In the third column, the ‘selection problem’ refers to the problem of making the most relevant data accessible. The ‘prediction problem’ encapsulates that range of problems where an outcome is predicted using highly dimensional data. The ‘verification problem’ is concerned with the veracity of records and problems where it is hard to establish the validity of data through accurate tracking of a sufficient number of prior transactions. The ‘replication problem’ is related to a range of problems where pattern matching or learning is vital to the performance of a system but is costly or difficult within it.

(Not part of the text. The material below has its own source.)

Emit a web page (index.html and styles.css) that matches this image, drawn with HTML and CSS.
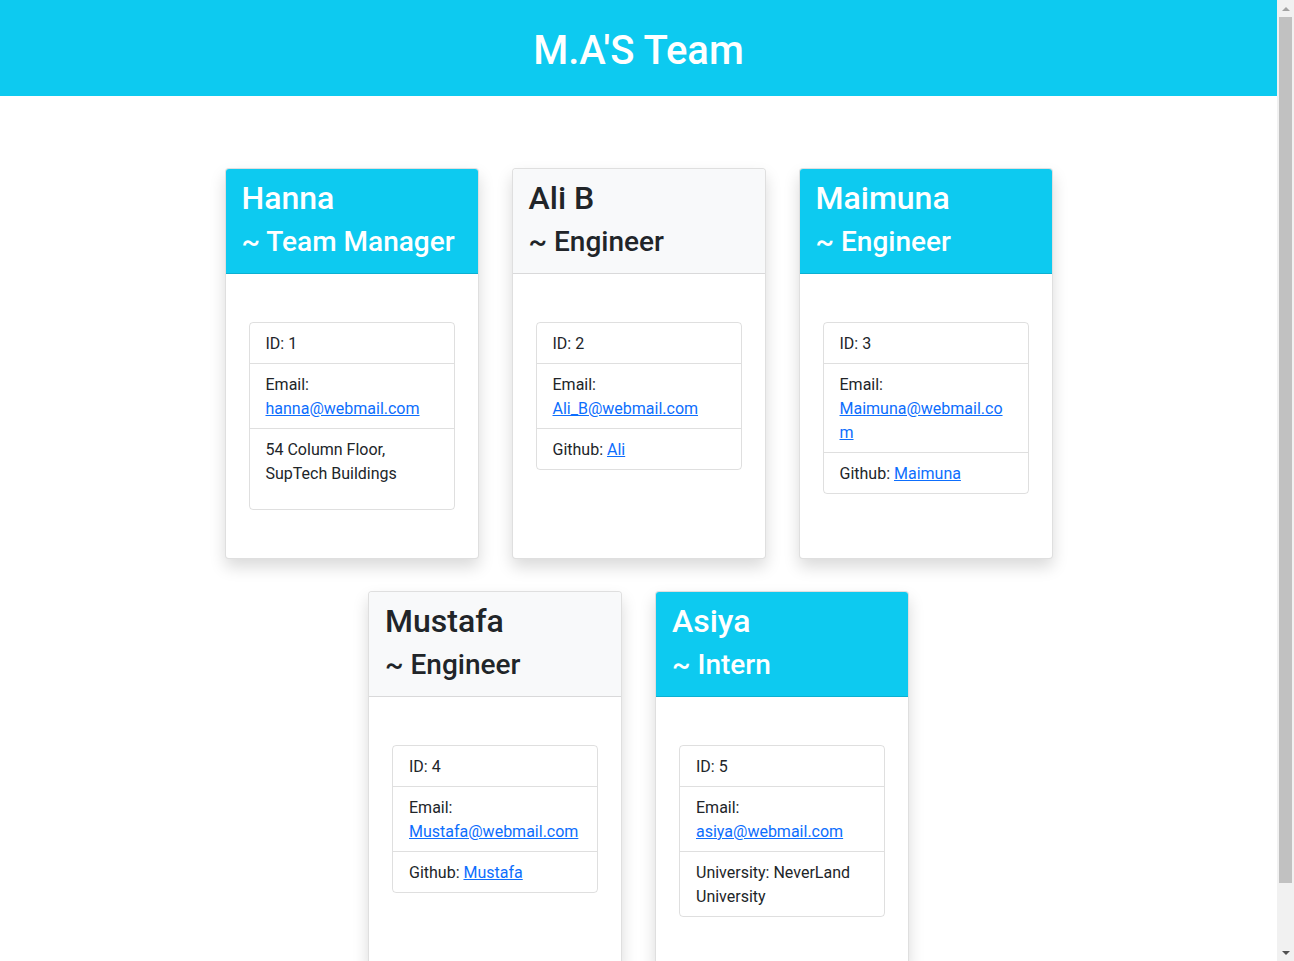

Data governance and strategy

The notion of the smart city is multifaceted because there exists no single, universal way of making a city ‘smart’ in practice (Neirotti et al., 2014). Different forms of governance exist and each embodies certain elements of technology, data and stakeholders. These stakeholder groups are governmental institutions, citizens and IT corporations, and the different governance strategies imply different permutations of their contributions. Yet, in all cases, ‘access to and control over data has become a strategic asset for cities’ (Almirall et al., 2016: 145). CEUD will play an elevated role in the smart city versus the traditional city, and its access and use will be increasingly consequential across different interests in the city. This research adopts a social science-informed perspective of data governance that investigates CEUD through its influence on the power relations between various actors (Micheli et al., 2020). It provides a typology that formalizes the governance modes around four major themes. The typology describes the governance of CEUD based on the way that the concept of the city is conceived.

City as a provider

The first and most common form of data governance is the designation and release of urban data as a public good. A part of this is data that is generated in relation to public infrastructure. The rationale behind such initiatives (commonly referred to as ‘open data initiatives’) is that releasing such data enables accountability and transparency, facilitates evidence-based decision-making, and enables a form of participatory governance (Grimmelikhuijsen and Welch, 2012).

In this conception, the city is the only provider of the data. The data itself can be used for different purposes by citizens, bodies such as non-governmental organizations (NGOs) and the private sector. Although the provision of data is subject to public request and scrutiny, a hierarchical approach is used to maintain control over the type of content that is released and over issues relating to data privacy. Today, such government-led open data initiatives are ubiquitous at both the urban and the national levels in cities and countries around the world. The future development of such initiatives will be influenced by the scale of CEUD. This brings both challenges and opportunities for the government but can also ultimately foster the participation of citizens (and other stakeholders) even beyond sharing government-owned data.

City as an enabler

An alternate approach is for city managers to provide a unified data marketplace. The concept of an enabler recognizes that local government is not the only entity that has data that is important to the needs of cities. Much of the urban data is in the control of the private sector (e.g. telecommunications, platforms and logistics), semi-state organizations (e.g. public transport franchisees), research organizations and individuals themselves. Faced with this additional complexity and potential, the role of city managers is to design a data marketplace so that there is exchange among suppliers and users, and the optimal value of the data is realized by participants in the market.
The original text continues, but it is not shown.